Stored entries:
__________________________________________________
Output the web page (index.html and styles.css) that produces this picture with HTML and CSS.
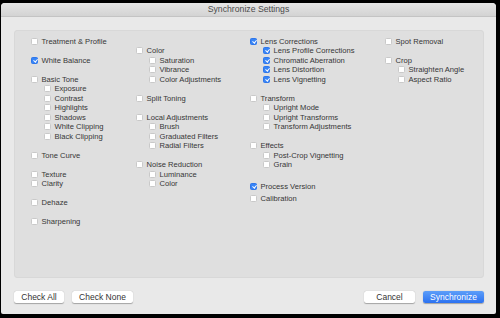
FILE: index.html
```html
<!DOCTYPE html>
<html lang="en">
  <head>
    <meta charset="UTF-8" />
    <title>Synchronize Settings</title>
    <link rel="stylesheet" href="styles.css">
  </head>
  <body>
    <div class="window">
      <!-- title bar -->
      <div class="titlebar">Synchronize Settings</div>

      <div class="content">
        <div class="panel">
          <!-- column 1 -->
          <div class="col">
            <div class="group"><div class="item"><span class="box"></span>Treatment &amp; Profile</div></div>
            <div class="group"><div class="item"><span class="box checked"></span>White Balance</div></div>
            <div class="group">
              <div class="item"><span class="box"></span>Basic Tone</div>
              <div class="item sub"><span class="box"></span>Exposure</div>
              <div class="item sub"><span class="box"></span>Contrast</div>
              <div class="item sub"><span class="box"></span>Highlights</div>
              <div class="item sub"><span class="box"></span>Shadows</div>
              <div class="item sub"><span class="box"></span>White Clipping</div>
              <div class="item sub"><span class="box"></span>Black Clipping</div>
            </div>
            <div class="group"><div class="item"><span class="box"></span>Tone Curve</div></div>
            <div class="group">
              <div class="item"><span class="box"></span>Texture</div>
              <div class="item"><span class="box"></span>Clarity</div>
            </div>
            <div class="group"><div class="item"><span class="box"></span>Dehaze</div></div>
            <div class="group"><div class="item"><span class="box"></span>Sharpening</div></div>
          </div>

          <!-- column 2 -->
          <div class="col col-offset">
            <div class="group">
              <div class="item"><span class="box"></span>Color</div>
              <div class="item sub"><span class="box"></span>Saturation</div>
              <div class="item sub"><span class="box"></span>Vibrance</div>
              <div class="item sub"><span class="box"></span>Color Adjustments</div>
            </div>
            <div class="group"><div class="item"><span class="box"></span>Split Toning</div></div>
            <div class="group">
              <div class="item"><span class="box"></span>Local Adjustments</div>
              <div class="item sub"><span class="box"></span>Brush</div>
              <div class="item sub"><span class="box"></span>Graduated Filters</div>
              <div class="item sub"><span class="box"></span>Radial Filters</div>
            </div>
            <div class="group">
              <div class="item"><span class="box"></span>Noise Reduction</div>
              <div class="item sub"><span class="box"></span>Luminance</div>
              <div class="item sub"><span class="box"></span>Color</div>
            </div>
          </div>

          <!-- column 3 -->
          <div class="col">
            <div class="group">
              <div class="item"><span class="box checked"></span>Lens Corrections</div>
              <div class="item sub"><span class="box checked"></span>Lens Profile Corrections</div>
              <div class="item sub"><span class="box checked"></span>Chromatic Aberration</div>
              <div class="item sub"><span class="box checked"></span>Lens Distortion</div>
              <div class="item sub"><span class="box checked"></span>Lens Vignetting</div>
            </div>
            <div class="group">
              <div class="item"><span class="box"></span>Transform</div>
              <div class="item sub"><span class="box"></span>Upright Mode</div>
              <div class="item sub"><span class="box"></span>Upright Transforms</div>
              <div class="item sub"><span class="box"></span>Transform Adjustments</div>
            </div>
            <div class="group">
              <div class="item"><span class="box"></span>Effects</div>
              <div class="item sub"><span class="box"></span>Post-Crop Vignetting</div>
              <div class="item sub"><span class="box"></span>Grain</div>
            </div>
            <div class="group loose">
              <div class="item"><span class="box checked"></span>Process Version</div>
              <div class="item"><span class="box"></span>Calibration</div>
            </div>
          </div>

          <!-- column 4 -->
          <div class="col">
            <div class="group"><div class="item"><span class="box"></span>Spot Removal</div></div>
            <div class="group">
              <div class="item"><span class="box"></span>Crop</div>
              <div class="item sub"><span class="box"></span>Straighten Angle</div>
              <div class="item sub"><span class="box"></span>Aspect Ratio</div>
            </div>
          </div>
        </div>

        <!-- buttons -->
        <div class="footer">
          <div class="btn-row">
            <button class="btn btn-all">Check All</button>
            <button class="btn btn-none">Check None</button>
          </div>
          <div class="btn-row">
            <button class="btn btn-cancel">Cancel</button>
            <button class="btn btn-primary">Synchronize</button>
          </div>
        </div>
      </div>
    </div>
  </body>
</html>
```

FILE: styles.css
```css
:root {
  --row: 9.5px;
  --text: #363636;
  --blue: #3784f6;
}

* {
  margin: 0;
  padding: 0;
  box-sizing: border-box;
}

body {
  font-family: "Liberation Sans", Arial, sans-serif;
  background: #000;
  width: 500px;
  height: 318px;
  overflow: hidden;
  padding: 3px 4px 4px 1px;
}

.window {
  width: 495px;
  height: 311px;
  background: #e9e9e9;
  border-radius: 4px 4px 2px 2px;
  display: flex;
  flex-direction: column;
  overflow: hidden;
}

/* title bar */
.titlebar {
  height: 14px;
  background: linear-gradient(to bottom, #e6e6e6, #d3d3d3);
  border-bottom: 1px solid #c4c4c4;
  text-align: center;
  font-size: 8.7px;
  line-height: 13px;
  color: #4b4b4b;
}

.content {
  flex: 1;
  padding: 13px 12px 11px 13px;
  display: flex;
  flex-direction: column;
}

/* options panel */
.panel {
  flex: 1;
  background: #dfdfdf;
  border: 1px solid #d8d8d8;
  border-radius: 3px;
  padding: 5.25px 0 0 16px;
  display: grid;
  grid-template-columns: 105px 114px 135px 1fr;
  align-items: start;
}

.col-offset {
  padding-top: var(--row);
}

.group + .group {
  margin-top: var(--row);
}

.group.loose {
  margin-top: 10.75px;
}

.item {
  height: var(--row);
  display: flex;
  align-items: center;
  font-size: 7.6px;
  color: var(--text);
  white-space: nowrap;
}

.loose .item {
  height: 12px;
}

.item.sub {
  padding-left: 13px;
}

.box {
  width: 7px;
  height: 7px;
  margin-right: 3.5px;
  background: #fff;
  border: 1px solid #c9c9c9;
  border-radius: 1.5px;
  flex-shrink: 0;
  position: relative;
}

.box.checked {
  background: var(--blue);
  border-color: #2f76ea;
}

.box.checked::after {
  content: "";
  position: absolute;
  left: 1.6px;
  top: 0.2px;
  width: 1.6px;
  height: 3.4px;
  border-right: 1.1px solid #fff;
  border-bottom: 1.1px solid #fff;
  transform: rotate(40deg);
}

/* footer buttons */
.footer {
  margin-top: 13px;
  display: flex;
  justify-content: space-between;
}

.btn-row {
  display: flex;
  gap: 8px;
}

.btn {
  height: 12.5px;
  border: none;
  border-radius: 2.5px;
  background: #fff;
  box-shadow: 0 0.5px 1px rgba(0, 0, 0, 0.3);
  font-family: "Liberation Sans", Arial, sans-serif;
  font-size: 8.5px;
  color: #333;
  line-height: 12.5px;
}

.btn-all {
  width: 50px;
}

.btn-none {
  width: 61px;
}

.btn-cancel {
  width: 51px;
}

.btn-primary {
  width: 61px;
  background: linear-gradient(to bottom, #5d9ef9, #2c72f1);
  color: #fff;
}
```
__________________________________________________
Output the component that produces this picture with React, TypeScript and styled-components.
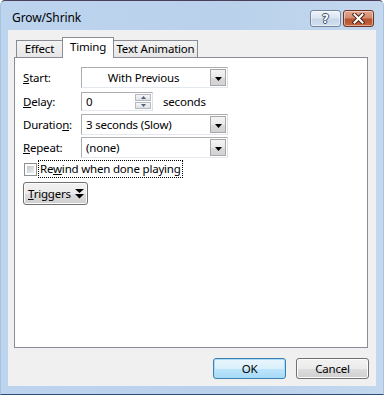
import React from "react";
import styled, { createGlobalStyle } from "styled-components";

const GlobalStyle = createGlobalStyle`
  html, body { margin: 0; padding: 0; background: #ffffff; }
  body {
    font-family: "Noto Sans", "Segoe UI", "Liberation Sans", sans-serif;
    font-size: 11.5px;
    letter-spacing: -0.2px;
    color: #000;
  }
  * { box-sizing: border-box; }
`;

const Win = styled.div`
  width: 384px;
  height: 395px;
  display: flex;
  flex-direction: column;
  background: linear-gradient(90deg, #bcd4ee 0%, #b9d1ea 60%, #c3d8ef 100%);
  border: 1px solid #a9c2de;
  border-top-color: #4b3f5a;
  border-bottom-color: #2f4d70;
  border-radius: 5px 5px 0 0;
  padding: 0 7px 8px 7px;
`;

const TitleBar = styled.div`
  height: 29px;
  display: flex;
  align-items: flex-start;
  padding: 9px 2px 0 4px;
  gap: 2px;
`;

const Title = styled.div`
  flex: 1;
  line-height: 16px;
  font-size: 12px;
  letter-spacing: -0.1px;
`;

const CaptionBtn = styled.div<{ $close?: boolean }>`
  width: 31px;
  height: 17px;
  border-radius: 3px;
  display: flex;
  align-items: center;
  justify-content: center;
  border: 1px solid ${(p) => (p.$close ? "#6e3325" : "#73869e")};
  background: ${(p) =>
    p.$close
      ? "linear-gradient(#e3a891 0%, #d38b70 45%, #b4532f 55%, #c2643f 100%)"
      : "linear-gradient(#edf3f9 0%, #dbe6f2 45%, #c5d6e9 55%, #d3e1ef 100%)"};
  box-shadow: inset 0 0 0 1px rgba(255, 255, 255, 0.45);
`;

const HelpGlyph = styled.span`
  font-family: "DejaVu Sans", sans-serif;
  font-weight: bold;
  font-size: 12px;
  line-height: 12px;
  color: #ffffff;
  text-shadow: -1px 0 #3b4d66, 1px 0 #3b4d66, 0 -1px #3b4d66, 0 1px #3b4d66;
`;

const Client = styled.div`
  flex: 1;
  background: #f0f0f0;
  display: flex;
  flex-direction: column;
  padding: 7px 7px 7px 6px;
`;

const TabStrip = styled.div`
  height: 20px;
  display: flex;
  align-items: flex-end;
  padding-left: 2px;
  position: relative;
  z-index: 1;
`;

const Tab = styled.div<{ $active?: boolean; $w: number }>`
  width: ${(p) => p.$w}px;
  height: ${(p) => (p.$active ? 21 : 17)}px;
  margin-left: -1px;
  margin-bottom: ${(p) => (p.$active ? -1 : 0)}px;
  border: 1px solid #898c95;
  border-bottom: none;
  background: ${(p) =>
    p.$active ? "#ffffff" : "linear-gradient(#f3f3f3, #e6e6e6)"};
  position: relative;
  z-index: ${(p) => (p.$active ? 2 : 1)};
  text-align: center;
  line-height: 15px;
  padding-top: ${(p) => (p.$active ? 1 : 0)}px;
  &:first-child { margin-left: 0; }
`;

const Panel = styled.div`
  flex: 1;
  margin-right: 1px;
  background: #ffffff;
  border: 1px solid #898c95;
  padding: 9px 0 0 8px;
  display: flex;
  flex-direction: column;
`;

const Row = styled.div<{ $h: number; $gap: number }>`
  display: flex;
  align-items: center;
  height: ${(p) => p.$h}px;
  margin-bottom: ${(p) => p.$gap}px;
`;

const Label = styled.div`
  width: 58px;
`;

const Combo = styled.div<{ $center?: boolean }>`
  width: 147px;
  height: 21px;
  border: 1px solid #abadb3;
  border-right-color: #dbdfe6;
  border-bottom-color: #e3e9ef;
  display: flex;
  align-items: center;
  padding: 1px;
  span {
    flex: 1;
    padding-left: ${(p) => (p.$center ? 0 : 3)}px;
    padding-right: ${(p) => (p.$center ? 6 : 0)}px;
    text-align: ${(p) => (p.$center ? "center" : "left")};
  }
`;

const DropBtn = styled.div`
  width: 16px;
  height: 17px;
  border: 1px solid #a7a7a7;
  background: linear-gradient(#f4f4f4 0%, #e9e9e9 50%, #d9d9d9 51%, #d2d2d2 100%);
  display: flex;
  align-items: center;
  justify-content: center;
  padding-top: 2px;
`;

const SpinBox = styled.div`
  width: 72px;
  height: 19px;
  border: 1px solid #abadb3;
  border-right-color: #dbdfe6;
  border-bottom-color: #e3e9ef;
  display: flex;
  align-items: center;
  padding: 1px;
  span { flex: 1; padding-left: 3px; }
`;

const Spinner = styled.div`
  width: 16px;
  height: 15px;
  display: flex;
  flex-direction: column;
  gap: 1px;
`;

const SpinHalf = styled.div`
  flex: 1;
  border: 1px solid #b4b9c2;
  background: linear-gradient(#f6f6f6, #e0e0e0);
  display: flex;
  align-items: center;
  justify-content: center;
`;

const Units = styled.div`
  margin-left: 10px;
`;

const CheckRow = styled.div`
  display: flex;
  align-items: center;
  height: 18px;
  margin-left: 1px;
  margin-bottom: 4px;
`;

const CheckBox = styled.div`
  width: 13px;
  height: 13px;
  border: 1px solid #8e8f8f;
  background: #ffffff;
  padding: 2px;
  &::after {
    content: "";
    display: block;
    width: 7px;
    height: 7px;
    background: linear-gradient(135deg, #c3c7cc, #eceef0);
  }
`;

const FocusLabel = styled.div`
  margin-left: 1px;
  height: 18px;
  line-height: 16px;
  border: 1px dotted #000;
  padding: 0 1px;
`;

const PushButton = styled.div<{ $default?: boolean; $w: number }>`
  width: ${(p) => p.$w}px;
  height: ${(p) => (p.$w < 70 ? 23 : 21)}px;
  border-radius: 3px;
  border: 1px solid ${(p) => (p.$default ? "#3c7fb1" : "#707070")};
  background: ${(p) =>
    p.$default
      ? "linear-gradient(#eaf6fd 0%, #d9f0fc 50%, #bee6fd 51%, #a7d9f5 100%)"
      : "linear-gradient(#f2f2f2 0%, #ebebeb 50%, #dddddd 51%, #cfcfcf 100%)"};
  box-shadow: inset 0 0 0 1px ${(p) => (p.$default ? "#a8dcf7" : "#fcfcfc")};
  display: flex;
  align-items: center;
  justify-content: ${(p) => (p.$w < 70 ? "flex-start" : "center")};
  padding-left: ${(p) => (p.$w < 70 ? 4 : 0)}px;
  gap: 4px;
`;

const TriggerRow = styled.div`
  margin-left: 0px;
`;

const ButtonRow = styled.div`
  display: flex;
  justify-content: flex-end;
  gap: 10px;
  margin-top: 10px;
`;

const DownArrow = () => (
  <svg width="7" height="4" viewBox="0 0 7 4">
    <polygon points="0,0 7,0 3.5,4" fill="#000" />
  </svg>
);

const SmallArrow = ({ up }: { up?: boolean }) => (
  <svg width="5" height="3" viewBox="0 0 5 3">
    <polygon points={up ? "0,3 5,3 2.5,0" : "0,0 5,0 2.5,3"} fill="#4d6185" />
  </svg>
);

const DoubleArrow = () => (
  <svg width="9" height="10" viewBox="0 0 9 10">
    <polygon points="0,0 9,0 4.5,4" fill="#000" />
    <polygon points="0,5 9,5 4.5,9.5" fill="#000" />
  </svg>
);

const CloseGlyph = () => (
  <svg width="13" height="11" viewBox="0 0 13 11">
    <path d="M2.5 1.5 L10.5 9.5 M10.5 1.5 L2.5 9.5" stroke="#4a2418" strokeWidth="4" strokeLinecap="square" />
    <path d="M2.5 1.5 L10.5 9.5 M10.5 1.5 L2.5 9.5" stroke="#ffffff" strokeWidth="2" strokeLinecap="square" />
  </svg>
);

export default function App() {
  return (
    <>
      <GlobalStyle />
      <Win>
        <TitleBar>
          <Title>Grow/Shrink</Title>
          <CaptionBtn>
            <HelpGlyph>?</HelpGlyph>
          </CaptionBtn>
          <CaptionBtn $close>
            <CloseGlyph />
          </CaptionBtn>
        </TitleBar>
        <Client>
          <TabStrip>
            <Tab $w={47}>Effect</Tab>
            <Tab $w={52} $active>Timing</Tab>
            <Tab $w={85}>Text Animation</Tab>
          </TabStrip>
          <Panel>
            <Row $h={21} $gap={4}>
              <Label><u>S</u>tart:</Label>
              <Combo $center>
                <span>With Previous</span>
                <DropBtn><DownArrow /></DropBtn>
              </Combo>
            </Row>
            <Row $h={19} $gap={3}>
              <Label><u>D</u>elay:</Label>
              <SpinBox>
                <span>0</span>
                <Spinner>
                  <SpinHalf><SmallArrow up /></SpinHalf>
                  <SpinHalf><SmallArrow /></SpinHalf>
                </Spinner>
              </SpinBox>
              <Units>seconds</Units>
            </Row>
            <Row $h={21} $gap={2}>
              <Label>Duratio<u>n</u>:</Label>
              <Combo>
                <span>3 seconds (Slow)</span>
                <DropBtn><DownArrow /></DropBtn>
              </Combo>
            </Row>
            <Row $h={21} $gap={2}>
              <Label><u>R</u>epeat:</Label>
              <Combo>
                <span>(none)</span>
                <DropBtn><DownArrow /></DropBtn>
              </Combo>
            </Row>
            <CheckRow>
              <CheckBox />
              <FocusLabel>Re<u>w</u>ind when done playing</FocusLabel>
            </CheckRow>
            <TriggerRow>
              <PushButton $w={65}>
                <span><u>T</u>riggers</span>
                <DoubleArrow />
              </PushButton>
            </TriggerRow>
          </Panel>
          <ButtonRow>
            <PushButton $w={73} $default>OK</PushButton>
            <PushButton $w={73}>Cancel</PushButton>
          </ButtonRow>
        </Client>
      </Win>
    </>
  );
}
__________________________________________________
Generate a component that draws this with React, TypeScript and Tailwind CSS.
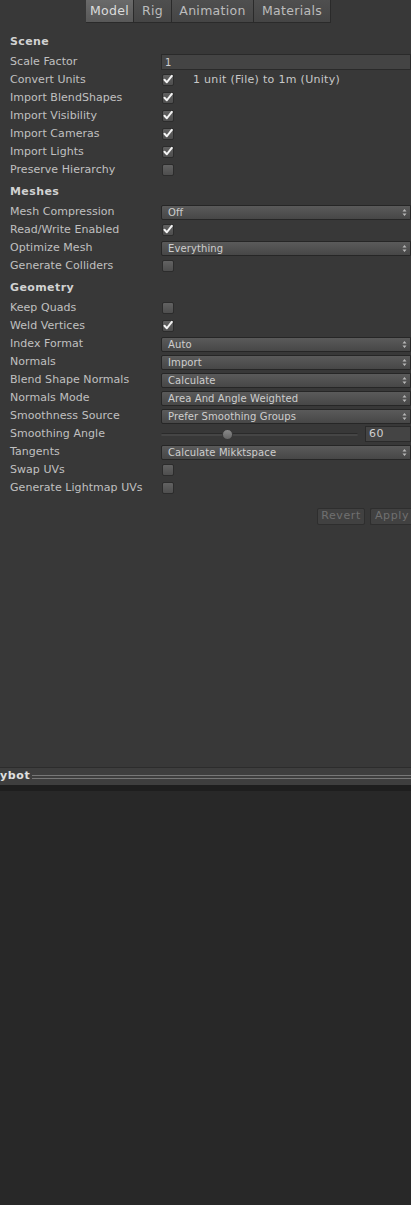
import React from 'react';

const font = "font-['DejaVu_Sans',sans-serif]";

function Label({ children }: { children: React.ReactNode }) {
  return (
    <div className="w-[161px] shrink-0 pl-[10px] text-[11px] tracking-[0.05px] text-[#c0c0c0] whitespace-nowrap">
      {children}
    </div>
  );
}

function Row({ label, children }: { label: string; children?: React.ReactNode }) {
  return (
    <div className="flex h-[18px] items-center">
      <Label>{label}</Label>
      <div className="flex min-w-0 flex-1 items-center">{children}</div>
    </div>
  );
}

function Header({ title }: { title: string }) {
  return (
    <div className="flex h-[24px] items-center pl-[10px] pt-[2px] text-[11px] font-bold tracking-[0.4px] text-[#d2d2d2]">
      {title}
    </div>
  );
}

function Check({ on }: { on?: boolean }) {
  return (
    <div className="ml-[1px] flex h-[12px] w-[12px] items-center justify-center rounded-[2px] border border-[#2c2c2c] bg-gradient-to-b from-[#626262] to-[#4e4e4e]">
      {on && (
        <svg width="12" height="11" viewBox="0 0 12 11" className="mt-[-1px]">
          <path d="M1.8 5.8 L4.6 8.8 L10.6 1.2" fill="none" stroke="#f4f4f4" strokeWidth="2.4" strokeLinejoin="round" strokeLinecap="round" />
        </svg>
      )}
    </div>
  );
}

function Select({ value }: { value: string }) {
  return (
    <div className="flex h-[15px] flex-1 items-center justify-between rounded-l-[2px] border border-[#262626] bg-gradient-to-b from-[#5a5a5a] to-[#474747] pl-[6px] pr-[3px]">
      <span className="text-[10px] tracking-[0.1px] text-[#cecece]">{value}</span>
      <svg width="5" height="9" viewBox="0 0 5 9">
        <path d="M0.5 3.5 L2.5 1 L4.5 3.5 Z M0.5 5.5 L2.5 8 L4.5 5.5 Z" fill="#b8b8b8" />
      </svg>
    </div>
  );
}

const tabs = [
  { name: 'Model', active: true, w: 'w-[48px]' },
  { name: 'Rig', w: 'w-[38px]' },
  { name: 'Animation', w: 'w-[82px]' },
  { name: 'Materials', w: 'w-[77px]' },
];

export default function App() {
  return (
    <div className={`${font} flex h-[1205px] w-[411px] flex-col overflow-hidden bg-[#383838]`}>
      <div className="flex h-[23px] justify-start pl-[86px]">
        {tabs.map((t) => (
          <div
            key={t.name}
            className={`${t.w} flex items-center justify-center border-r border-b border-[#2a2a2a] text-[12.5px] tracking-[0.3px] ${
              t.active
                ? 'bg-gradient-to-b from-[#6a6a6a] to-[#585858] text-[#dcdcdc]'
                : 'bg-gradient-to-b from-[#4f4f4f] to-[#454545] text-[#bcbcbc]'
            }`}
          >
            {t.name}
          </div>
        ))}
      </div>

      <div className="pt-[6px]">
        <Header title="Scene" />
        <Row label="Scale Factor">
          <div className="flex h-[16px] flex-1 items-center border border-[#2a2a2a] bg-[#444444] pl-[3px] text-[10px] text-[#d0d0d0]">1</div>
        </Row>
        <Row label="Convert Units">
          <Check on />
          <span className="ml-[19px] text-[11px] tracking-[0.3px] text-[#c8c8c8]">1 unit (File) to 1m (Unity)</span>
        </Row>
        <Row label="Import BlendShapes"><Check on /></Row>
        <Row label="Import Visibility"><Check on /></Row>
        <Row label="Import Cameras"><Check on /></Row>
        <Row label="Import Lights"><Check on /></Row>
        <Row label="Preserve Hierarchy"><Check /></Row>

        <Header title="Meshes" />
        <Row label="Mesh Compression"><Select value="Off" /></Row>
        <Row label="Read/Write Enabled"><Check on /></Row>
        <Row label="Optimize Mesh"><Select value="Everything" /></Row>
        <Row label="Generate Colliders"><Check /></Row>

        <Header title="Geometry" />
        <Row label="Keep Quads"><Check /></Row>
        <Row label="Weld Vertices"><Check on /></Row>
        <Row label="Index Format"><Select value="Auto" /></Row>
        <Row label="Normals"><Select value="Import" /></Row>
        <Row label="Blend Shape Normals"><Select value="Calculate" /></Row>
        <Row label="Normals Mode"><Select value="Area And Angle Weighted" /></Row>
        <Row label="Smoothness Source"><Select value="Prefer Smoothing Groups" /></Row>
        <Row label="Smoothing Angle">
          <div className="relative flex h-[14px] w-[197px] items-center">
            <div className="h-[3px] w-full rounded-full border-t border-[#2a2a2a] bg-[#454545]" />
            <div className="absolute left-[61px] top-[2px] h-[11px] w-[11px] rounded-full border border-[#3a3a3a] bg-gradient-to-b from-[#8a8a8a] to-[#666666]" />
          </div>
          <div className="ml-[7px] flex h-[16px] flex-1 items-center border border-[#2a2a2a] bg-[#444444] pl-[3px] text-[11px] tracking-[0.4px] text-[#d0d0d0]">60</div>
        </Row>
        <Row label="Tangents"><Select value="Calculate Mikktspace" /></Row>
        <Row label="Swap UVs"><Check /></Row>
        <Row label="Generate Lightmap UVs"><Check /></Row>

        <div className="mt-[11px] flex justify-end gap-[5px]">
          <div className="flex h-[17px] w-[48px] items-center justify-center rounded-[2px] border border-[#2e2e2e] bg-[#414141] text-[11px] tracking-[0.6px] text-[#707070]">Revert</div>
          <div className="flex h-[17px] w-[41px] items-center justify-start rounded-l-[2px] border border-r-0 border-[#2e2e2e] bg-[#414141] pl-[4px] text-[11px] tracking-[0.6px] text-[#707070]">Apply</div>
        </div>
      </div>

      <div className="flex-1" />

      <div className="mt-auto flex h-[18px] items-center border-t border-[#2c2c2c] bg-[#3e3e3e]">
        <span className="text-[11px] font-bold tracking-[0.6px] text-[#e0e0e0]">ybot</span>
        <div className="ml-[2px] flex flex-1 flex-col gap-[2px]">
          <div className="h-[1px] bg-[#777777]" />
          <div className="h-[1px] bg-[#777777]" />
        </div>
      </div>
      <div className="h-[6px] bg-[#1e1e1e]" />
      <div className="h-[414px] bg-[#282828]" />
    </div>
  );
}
__________________________________________________
Return nothing except the number of lines that include the string "produces".

2